I hope you announce your novel when/if it’s published, and know that you already have one person looking to buy it. Furry or not, I’d love to see more of your work. I hope Rough Housing keep going, though. You’re a talented guy, and I hope you have fun doing what you do.
I’ll make it work! 🙂 “Time + Extended Effort = Awesomeness.”
And believe me, once that book is out there, the hard part will be getting me to shut up about it. It isn’t furry per se, although there are some talking critters in it. 😉
-TG
Hey, plenty of good stories aren’t “furry”. I’ll be happy to read it, and judge it based off of it’s quality. But I don’t think it’ll be bad, given the author.
Anyways, I’ll shut up now. Just thought you might need a pep talk, and you’re the reason my online avatar is called “Terinas Tiger”, so I thought I’d speak up. Thanks for replying, and, as I wish to everyone I meet on a positive note: I hope your life gets better rather than worse. 🙂
Feedback and friendly chatter is always welcome! Thank you! ^.^
I know what you’re talking about. I’ve got a book completed (not published) that has anthropomorphic animals in it along with humans and humanoids. I need to do a little more editing on it and, maybe, I’ll be able to get it published, either online or through Amazon.

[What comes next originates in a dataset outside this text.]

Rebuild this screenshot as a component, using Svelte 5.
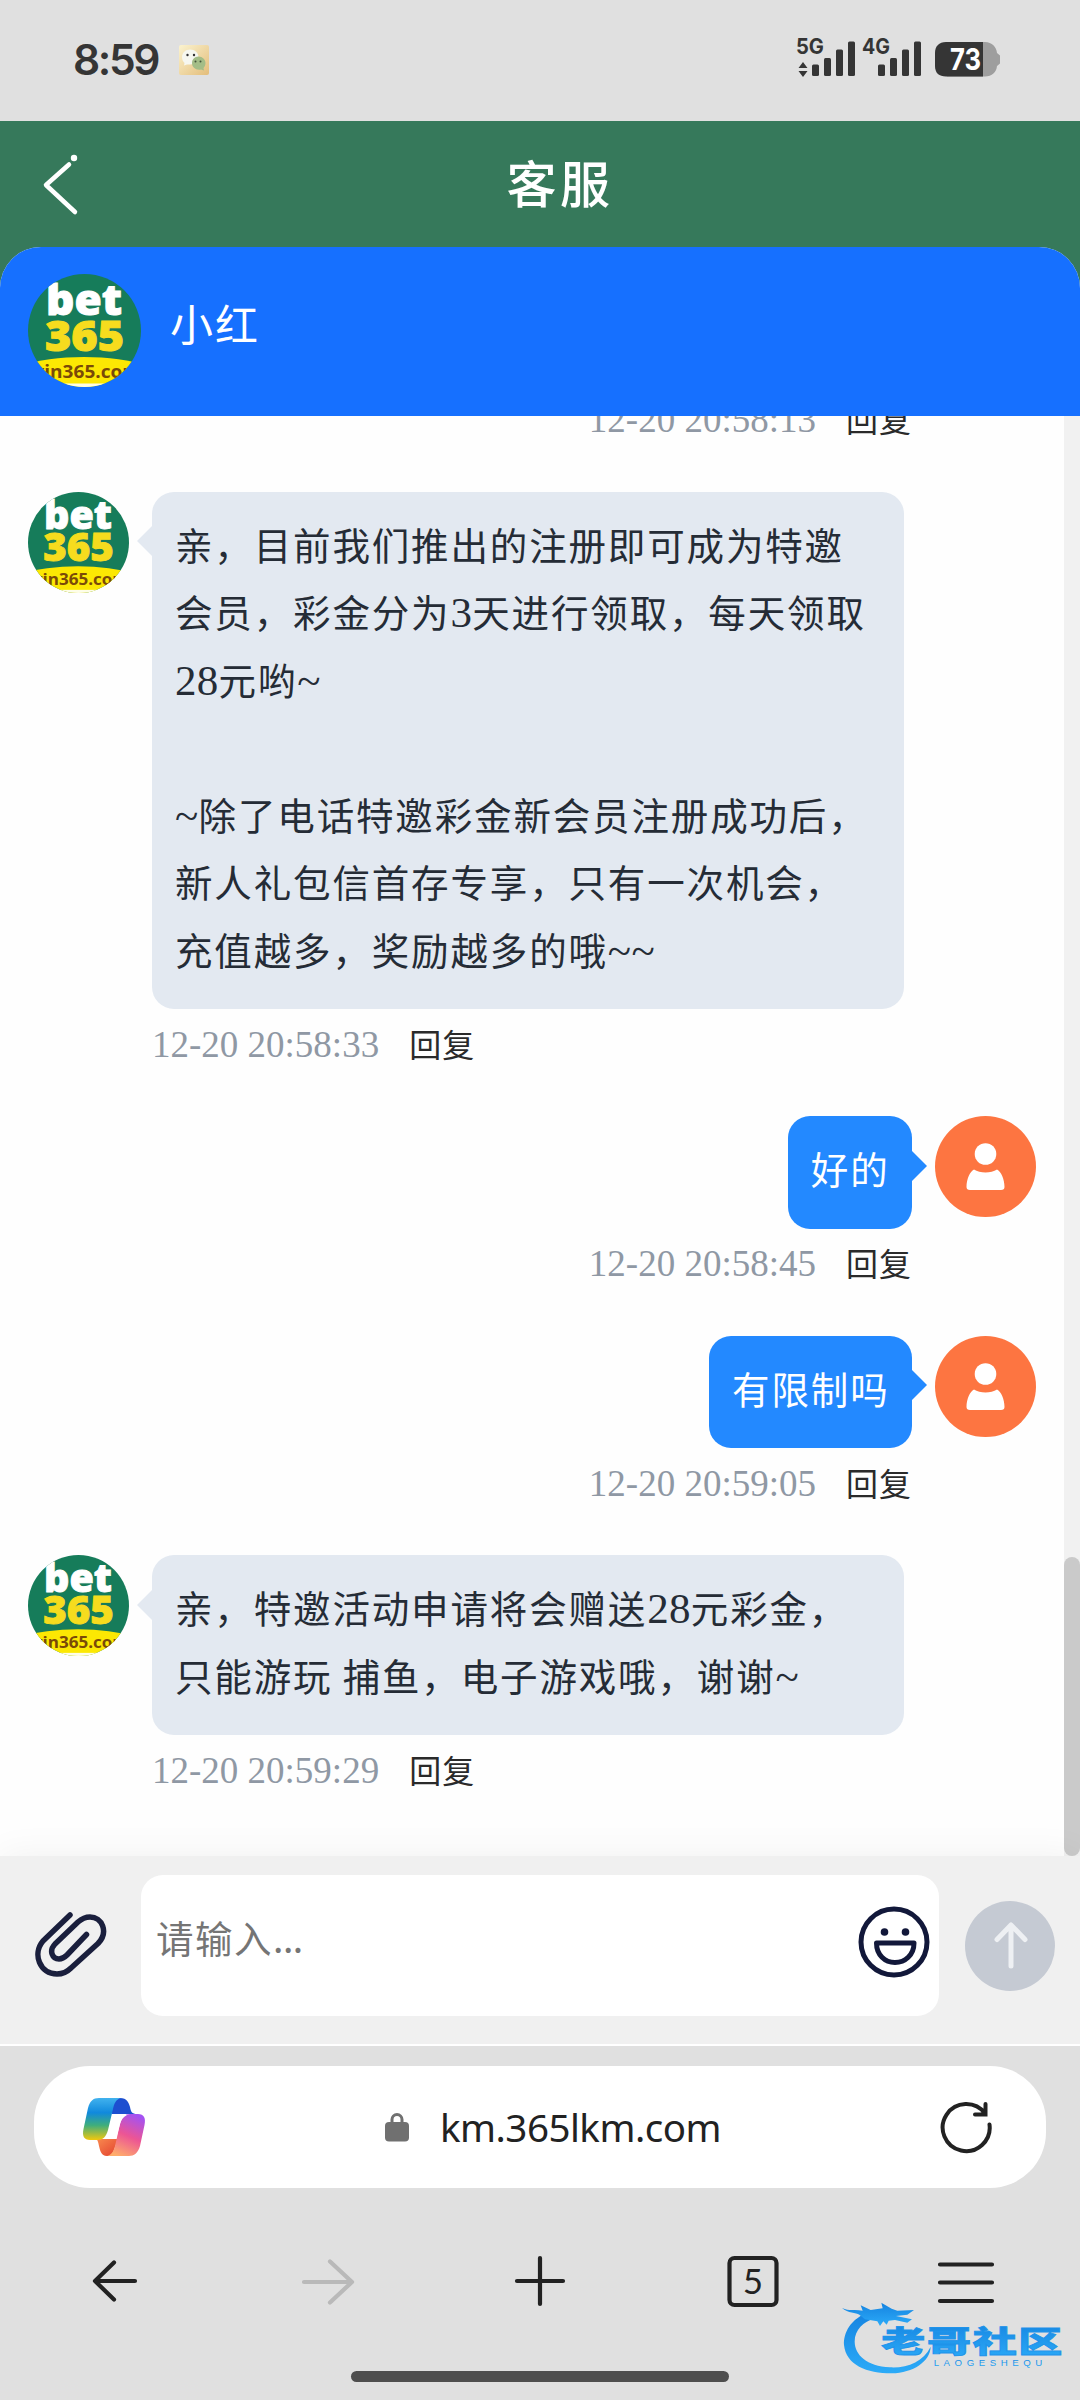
<script lang="ts">
  type Message = { from: 'agent' | 'user'; text: string; time: string };

  const title = '客服';
  const agentName = '小红';
  const url = 'km.365lkm.com';

  const messages: Message[] = [
    { from: 'user', text: '', time: '12-20 20:58:13' },
    {
      from: 'agent',
      text: '亲，目前我们推出的注册即可成为特邀\n会员，彩金分为3天进行领取，每天领取\n28元哟~\n\n~除了电话特邀彩金新会员注册成功后，\n新人礼包信首存专享，只有一次机会，\n充值越多，奖励越多的哦~~',
      time: '12-20 20:58:33'
    },
    { from: 'user', text: '好的', time: '12-20 20:58:45' },
    { from: 'user', text: '有限制吗', time: '12-20 20:59:05' },
    {
      from: 'agent',
      text: '亲，特邀活动申请将会赠送28元彩金，\n只能游玩 捕鱼，电子游戏哦，谢谢~',
      time: '12-20 20:59:29'
    }
  ];

  // digits and tildes are set in the serif face, one size up
  const split = (text: string) => text.split(/([0-9~]+)/).filter(Boolean);
  const isLatin = (part: string) => /^[0-9~]/.test(part);
</script>

{#snippet agentAvatar()}
  <svg class="avatar-img" viewBox="0 0 113 113">
    <rect width="113" height="113" fill="#167c5a" />
    <text x="18" y="41" textLength="76" lengthAdjust="spacingAndGlyphs" class="logo-text" font-size="43" fill="#fff" stroke="#fff">bet</text>
    <text x="17" y="77" textLength="79" lengthAdjust="spacingAndGlyphs" class="logo-text" font-size="43" fill="#f6dc1e" stroke="#f6dc1e">365</text>
    <ellipse cx="56" cy="112" rx="90" ry="29" fill="#fce803" />
    <text x="0" y="103.500" textLength="113" lengthAdjust="spacingAndGlyphs" class="logo-small" font-size="18" fill="#7a4a08">win365.com</text>
    <rect y="109.5" width="113" height="4" fill="#fdfde8" />
  </svg>
{/snippet}

{#snippet userAvatar()}
  <svg class="avatar-img" viewBox="0 0 101 101">
    <rect width="101" height="101" fill="#fd7541" />
    <circle cx="50.500" cy="38" r="10.800" fill="#fff" />
    <path d="M39 53.500C45 57.500 56 57.500 62 53.500C66 55.500 69.500 63 69.500 71Q69.500 74 66 74H35Q31.500 74 31.500 71C31.500 63 35 55.500 39 53.500Z" fill="#fff" />
  </svg>
{/snippet}

{#snippet signal(label: string, arrows: boolean)}
  <svg class="signal" width="60" height="40" viewBox="0 0 60 40">
    <text x="0" y="16.500" textLength="28" lengthAdjust="spacingAndGlyphs" class="net" font-size="21.500">{label}</text>
    {#if arrows}
      <path d="M7 25l4.500 6h-9zM7 40l4.500-6h-9z" />
    {/if}
    <rect x="16" y="27.500" width="7" height="11.500" rx="1.500" />
    <rect x="28" y="21" width="7" height="18" rx="1.500" />
    <rect x="40" y="12.500" width="7" height="26.500" rx="1.500" />
    <rect x="52" y="4.500" width="7" height="34.500" rx="1.500" />
  </svg>
{/snippet}

<div class="screen">
  <div class="status-bar">
    <div class="status-left">
      <span class="clock">8:59</span>
      <svg class="wechat" width="32" height="32" viewBox="0 0 32 32">
        <defs>
          <linearGradient id="gold" x1="0" y1="0" x2="1" y2="1">
            <stop offset="0" stop-color="#fbf3cf" />
            <stop offset="1" stop-color="#e3bd7a" />
          </linearGradient>
        </defs>
        <rect x="1" y="1" width="30" height="30" rx="2" fill="url(#gold)" />
        <path d="M12 5.500c5 0 8.500 3.500 8.500 7.500s-3.500 7.500-8.500 7.500l-3 0-3 1 .5-2.500C5 17.500 4 15.500 4 13c0-4 3.500-7.500 8-7.500z" fill="#f6f7f0" />
        <path d="M20.500 12.500c4 0 7 3 7 6.500 0 2-1 4-2 5l.5 2.500-3-1c-5 1-9-2-9-6.500 0-3.500 2.500-6.500 6.500-6.500z" fill="#a3bd87" />
        <circle cx="9.500" cy="11" r="1.200" fill="#333" />
        <circle cx="16" cy="11" r="1.200" fill="#333" />
        <circle cx="17.500" cy="17.500" r="1" fill="#43543a" />
        <circle cx="22.500" cy="17.500" r="1" fill="#43543a" />
      </svg>
    </div>
    <div class="status-right">
      {@render signal('5G', true)}
      {@render signal('4G', false)}
      <svg class="battery" width="66" height="35" viewBox="0 0 66 35">
        <path d="M12 0H50C57 0 61.500 5 62 11L65 13.500V21.500L62 24C61.500 30 57 34.500 50 34.500H12Z" fill="#9e9e9e" />
        <path d="M48 0H11C4 0 0 4 0 11V24C0 31 4 34.500 11 34.500H48Z" fill="#353535" />
        <text x="15" y="28" textLength="31" lengthAdjust="spacingAndGlyphs" class="net" font-size="30" fill="#fff">73</text>
      </svg>
    </div>
  </div>

  <header class="page-header">
    <svg class="back" width="40" height="64" viewBox="0 0 40 64">
      <path d="M28 12.500L5 33L34 60" fill="none" stroke="#fff" stroke-width="4.500" stroke-linecap="round" stroke-linejoin="round" />
      <circle cx="33" cy="6" r="3.200" fill="#fff" />
    </svg>
    <h1>{title}</h1>
  </header>

  <section class="chat">
    <div class="agent-bar">
      <div class="avatar large">{@render agentAvatar()}</div>
      <span class="agent-name">{agentName}</span>
    </div>

    <div class="chat-body">
      <div class="messages">
        {#each messages as message}
          <div class="message {message.from}">
            {#if message.text}
              <div class="avatar">
                {#if message.from === 'agent'}
                  {@render agentAvatar()}
                {:else}
                  {@render userAvatar()}
                {/if}
              </div>
            {:else}
              <div class="avatar-gap"></div>
            {/if}
            <div class="content">
              {#if message.text}
                <div class="bubble">{#each split(message.text) as part}{#if isLatin(part)}<span class="latin">{part}</span>{:else}{part}{/if}{/each}</div>
              {/if}
              <div class="meta">
                <span class="time">{message.time}</span>
                <span class="reply">回复</span>
              </div>
            </div>
          </div>
        {/each}
      </div>
      <div class="scrollbar"><div class="thumb"></div></div>
    </div>

    <div class="composer">
      <svg class="clip" width="74" height="68" viewBox="34 12 74 68">
        <path d="M70 16L43 42C32 55 40 75 57 75C63 75 67 73 71 69L98 44.500C109 33 102 18 90 18C85 18 82 19.500 78 23L55 45C48.500 52 52.500 60 59 60C62 60 64 59 67 56L86.500 35.500" fill="none" stroke="#1a1f3d" stroke-width="5.500" stroke-linecap="round" stroke-linejoin="round" />
      </svg>
      <div class="input">
        <span class="placeholder">请输入<span class="dots">...</span></span>
        <svg class="smile" width="72" height="72" viewBox="0 0 72 72">
          <g fill="none" stroke="#12183a" stroke-width="5">
            <circle cx="36" cy="36" r="33" />
            <path d="M18.500 37H56C56 49 47 56.500 37 56.500S18.500 49 18.500 37Z" stroke-linejoin="round" />
          </g>
          <circle cx="26.500" cy="26" r="3.800" fill="#12183a" />
          <circle cx="47.500" cy="26" r="3.800" fill="#12183a" />
        </svg>
      </div>
      <svg class="send" width="90" height="90" viewBox="0 0 90 90">
        <circle cx="45" cy="45" r="45" fill="#c5cad3" />
        <path d="M46 65V25M32 38.500L46 24L60 38.500" fill="none" stroke="#eef0f3" stroke-width="5" stroke-linecap="round" stroke-linejoin="round" />
      </svg>
    </div>
  </section>

  <footer class="browser">
    <div class="address-bar">
      <svg class="copilot" width="64" height="60" viewBox="82 97 64 60">
        <defs>
          <linearGradient id="sky" x1="0" y1="0" x2="0" y2="1">
            <stop offset="0" stop-color="#41b2ee" />
            <stop offset="0.350" stop-color="#1089dd" />
            <stop offset="0.650" stop-color="#3fae7c" />
            <stop offset="1" stop-color="#f2c80c" />
          </linearGradient>
          <linearGradient id="rose" x1="0.700" y1="0" x2="0.300" y2="1">
            <stop offset="0" stop-color="#a452f2" />
            <stop offset="0.500" stop-color="#ec5594" />
            <stop offset="1" stop-color="#ffad6b" />
          </linearGradient>
          <linearGradient id="flame" x1="0" y1="0" x2="1" y2="1">
            <stop offset="0" stop-color="#f98b4f" />
            <stop offset="1" stop-color="#e3402f" />
          </linearGradient>
        </defs>
        <path d="M112 98H120C127 98 129 103 130 107C131 112 132 114 137 114H112Z" fill="#1d4fd0" />
        <path d="M96 139H118L114 150C112 155 110 156 107 156C101 156 100 150 99 146C98 142 98 140 96 139Z" fill="url(#flame)" />
        <path d="M99 98H121C116 99 114 104 113 109L108 130C106 137 103 140 97 140H90C84 140 82 136 83.500 129L88 108C90 101 93 98 99 98Z" fill="url(#sky)" />
        <path d="M130 114H138C144 114 146 118 144.500 125L140 146C138 153 134 156 129 156H107C112 155 114 150 115 146L120 124C122 117 125 114 130 114Z" fill="url(#rose)" />
        <path d="M117 115H127C123 117 121 120 120 124L116 139H105C107 137 108 134 109 130L112 119C113 116 115 115 117 115Z" fill="#fff" />
      </svg>
      <div class="address">
        <svg width="24" height="30" viewBox="0 0 24 30">
          <path d="M7 12V7.500A4.800 4.800 0 0 1 17 7.500V12" fill="none" stroke="#707070" stroke-width="3" />
          <rect y="10" width="24" height="19.500" rx="4" fill="#707070" />
        </svg>
        <span class="url">{url}</span>
      </div>
      <svg class="refresh" width="54" height="54" viewBox="0 0 54 54">
        <path d="M50.500 24.500A23.500 23.500 0 1 1 46 13.500M46.500 4V14.500H36" fill="none" stroke="#222" stroke-width="4" stroke-linecap="round" />
      </svg>
    </div>

    <nav class="toolbar">
      <svg width="60" height="60" viewBox="0 0 60 60">
        <path d="M50 30H10M29 11.500L10 30L29 48.500" class="line" />
      </svg>
      <svg width="60" height="60" viewBox="0 0 60 60">
        <path d="M6 31H54M32 10.500L54 31L32 51.500" class="line faded" />
      </svg>
      <svg width="60" height="60" viewBox="0 0 60 60">
        <path d="M7 30H53M30 7V53" class="line" />
      </svg>
      <svg width="60" height="60" viewBox="0 0 60 60">
        <rect x="6.500" y="7" width="47" height="47" rx="5" class="line" />
        <text x="30" y="42.500" text-anchor="middle" class="tab-count">5</text>
      </svg>
      <svg width="60" height="60" viewBox="0 0 60 60">
        <path d="M5 13.500H57M5 31.500H57M5 50H57" class="line" />
      </svg>
    </nav>
    <div class="home-bar"></div>

    <svg class="watermark" width="260" height="100" viewBox="0 0 780 300">
      <defs>
        <linearGradient id="water" x1="0" y1="0" x2="0" y2="1">
          <stop offset="0" stop-color="#1583e0" />
          <stop offset="1" stop-color="#2cabf8" />
        </linearGradient>
      </defs>
      <g fill="url(#water)">
        <path d="M150 65C90 85 70 130 72 165C78 225 140 250 215 250C280 248 330 215 332 170C310 215 260 235 210 232C140 228 105 195 104 155C104 120 130 95 165 85Z" />
        <path d="M66 54C80 60 92 61 104 60C112 60 120 62 128 62L122 46L152 60L188 55L184 38L215 56L232 62L282 60L262 74L228 78L276 88L262 98L225 90L206 92L200 104L190 94L180 108L172 94L135 88L118 74C108 68 84 70 66 54Z" />
        <text transform="translate(184 186) scale(1.5 1)" class="mark" font-size="88" textLength="362" lengthAdjust="spacing">老哥社区</text>
        <text x="341" y="229" class="mark-sub" font-size="29" textLength="326">LAOGESHEQU</text>
      </g>
    </svg>
  </footer>
</div>

<style>
  :global(body) {
    margin: 0;
  }

  .screen {
    display: flex;
    flex-direction: column;
    width: 1080px;
    height: 2400px;
    overflow: hidden;
    background: #36795b;
    font-family: 'Noto Sans CJK SC', sans-serif;
  }

  svg {
    display: block;
    flex: none;
  }

  .status-bar {
    display: flex;
    justify-content: space-between;
    height: 121px;
    box-sizing: border-box;
    padding: 37px 79px 0 73px;
    background: #e0e0e0;
    color: #353535;
  }

  .status-left,
  .status-right {
    display: flex;
    align-items: flex-start;
  }

  .clock {
    width: 105px;
    font: 600 42.5px/46px Inter, sans-serif;
    letter-spacing: -2.4px;
  }

  .wechat {
    margin-top: 7px;
  }

  .signal {
    margin-right: 6px;
    overflow: visible;
    fill: #353535;
  }

  .battery {
    margin: 5px 0 0 7px;
  }

  .net {
    font-family: Inter, sans-serif;
    font-weight: 700;
  }

  .page-header {
    display: flex;
    align-items: center;
    height: 126px;
  }

  .back {
    margin-left: 41px;
  }

  h1 {
    flex: 1;
    height: 126px;
    margin: 0;
    padding-right: 41px;
    color: #fff;
    font-size: 50px;
    font-weight: 500;
    line-height: 120px;
    letter-spacing: 3.5px;
    text-align: center;
  }

  .chat {
    display: flex;
    flex-direction: column;
    height: 1799px;
    border-radius: 41px 41px 0 0;
    overflow: hidden;
    background: #fefefe;
  }

  .agent-bar {
    display: flex;
    gap: 29px;
    height: 169px;
    box-sizing: border-box;
    padding: 27px 28px 0;
    background: #1670ff;
  }

  .agent-name {
    color: #fff;
    font-size: 43px;
    line-height: 97px;
    letter-spacing: 2px;
  }

  .avatar {
    flex: none;
    width: 101px;
    height: 101px;
    border-radius: 50%;
    overflow: hidden;
  }

  .avatar.large {
    width: 113px;
    height: 113px;
  }

  .avatar-img {
    width: 100%;
    height: 100%;
  }

  .avatar-gap {
    flex: none;
    width: 101px;
  }

  .logo-text {
    font-family: 'Open Sans', sans-serif;
    font-weight: 800;
    stroke-width: 1;
  }

  .logo-small {
    font-family: 'Open Sans', sans-serif;
    font-weight: 700;
  }

  .chat-body {
    display: flex;
    height: 1440px;
    overflow: hidden;
  }

  .messages {
    display: flex;
    flex: 1;
    flex-direction: column;
    justify-content: flex-end;
    padding: 0 28px 14px;
  }

  .message {
    display: flex;
    gap: 23px;
  }

  .message.user {
    flex-direction: row-reverse;
  }

  .content {
    display: flex;
    flex-direction: column;
    align-items: flex-start;
  }

  .user .content {
    align-items: flex-end;
  }

  .bubble {
    position: relative;
    box-sizing: border-box;
    padding: 18px 22.5px 27.3px 23px;
    border-radius: 22px;
    font-size: 37.5px;
    line-height: 67.5px;
    letter-spacing: 1.85px;
    white-space: pre;
  }

  .agent .bubble {
    width: 752px;
    background: #e3e9f1;
    color: #252c36;
  }

  .user .bubble {
    background: #2389ff;
    color: #fff;
  }

  .bubble::before {
    content: '';
    position: absolute;
    top: 34.5px;
    border: 15px solid transparent;
  }

  .agent .bubble::before {
    right: 100%;
    border-left: 0;
    border-right-color: #e3e9f1;
  }

  .user .bubble::before {
    left: 100%;
    border-right: 0;
    border-left-color: #2389ff;
  }

  .latin {
    font-family: 'Liberation Serif', serif;
    font-size: 43px;
    line-height: 1;
    letter-spacing: 0.3px;
  }

  .meta {
    display: flex;
    align-items: baseline;
    gap: 30px;
    height: 106.7px;
    box-sizing: border-box;
    padding-top: 10.5px;
  }

  .time {
    color: #8f98a4;
    font: 37px/46px 'Liberation Serif', serif;
  }

  .reply {
    color: #2a2a2a;
    font-size: 32px;
    line-height: 46px;
    letter-spacing: 1px;
  }

  .scrollbar {
    display: flex;
    flex-direction: column;
    justify-content: flex-end;
    width: 16px;
    background: #f1f1f1;
  }

  .thumb {
    height: 299px;
    border-radius: 8px;
    background: #cacaca;
  }

  .composer {
    position: relative;
    display: flex;
    align-items: flex-start;
    height: 188px;
    background: #f0f0f0;
    box-shadow: 0 0 36px rgba(0, 0, 0, 0.06);
    border-bottom: 2px solid #fff;
  }

  .clip {
    margin: 55px 33px 0 34px;
  }

  .input {
    display: flex;
    justify-content: space-between;
    width: 798px;
    height: 141px;
    box-sizing: border-box;
    margin-top: 19px;
    padding: 31px 9px 0 15px;
    border-radius: 22px;
    background: #fff;
  }

  .placeholder {
    color: #757575;
    font-size: 37.5px;
    line-height: 62px;
    letter-spacing: 1.5px;
  }

  .dots {
    letter-spacing: -0.5px;
  }

  .send {
    margin: 45px 0 0 26px;
  }

  .browser {
    position: relative;
    display: flex;
    flex: 1;
    flex-direction: column;
    align-items: center;
    padding-top: 20px;
    background: #e0e0e0;
  }

  .address-bar {
    display: flex;
    align-items: center;
    justify-content: space-between;
    width: 1012px;
    height: 122px;
    box-sizing: border-box;
    padding: 0 53px 0 48px;
    border-radius: 56px;
    background: #fff;
  }

  .address {
    display: flex;
    align-items: center;
    gap: 31px;
    margin-left: 21px;
  }

  .url {
    color: #222;
    font: 38.5px/50px 'Noto Sans', sans-serif;
    letter-spacing: -0.5px;
  }

  .toolbar {
    display: flex;
    justify-content: space-between;
    width: 910px;
    margin-top: 63px;
  }

  .line {
    fill: none;
    stroke: #222;
    stroke-width: 4.2;
    stroke-linecap: round;
    stroke-linejoin: round;
  }

  .line.faded {
    stroke: #b9b9b9;
  }

  .tab-count {
    fill: #222;
    font: 35px Lato, sans-serif;
  }

  .home-bar {
    width: 378px;
    height: 11px;
    margin-top: 60px;
    border-radius: 6px;
    background: #4e4e4e;
  }

  .watermark {
    position: absolute;
    right: 0;
    bottom: 10px;
  }

  .mark {
    font-family: 'Noto Sans CJK SC', sans-serif;
    font-weight: 900;
    stroke: #1f93ea;
    stroke-width: 2.5;
  }

  .mark-sub {
    font-family: 'Liberation Sans', sans-serif;
  }
</style>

Old SJ fan here, as well. Never commented before, but I want to say it’s good to see you back in the cartoonist’s saddle. I admire what you accomplished with Suburban Jungle in the past, and seeing you today, still pushing yourself artistically is a major inspiration for me today.
Good luck on your book, and good luck to your wife on her job hunt.
Thanks! I always love hearing from new people. ^.^
I gotta say, I agree with your assesment of the furry fandom right now. I wasnt around in the early days, but it feels like half of the submissions that show up in my inbox now are either YCH stuff, or ads about streaming sessions. Just one big lukewarm mess. I dont know, maybe I’m missing something.
That’s okay, Gneech. You’re working it out, lad. Thanks for updating us all on it.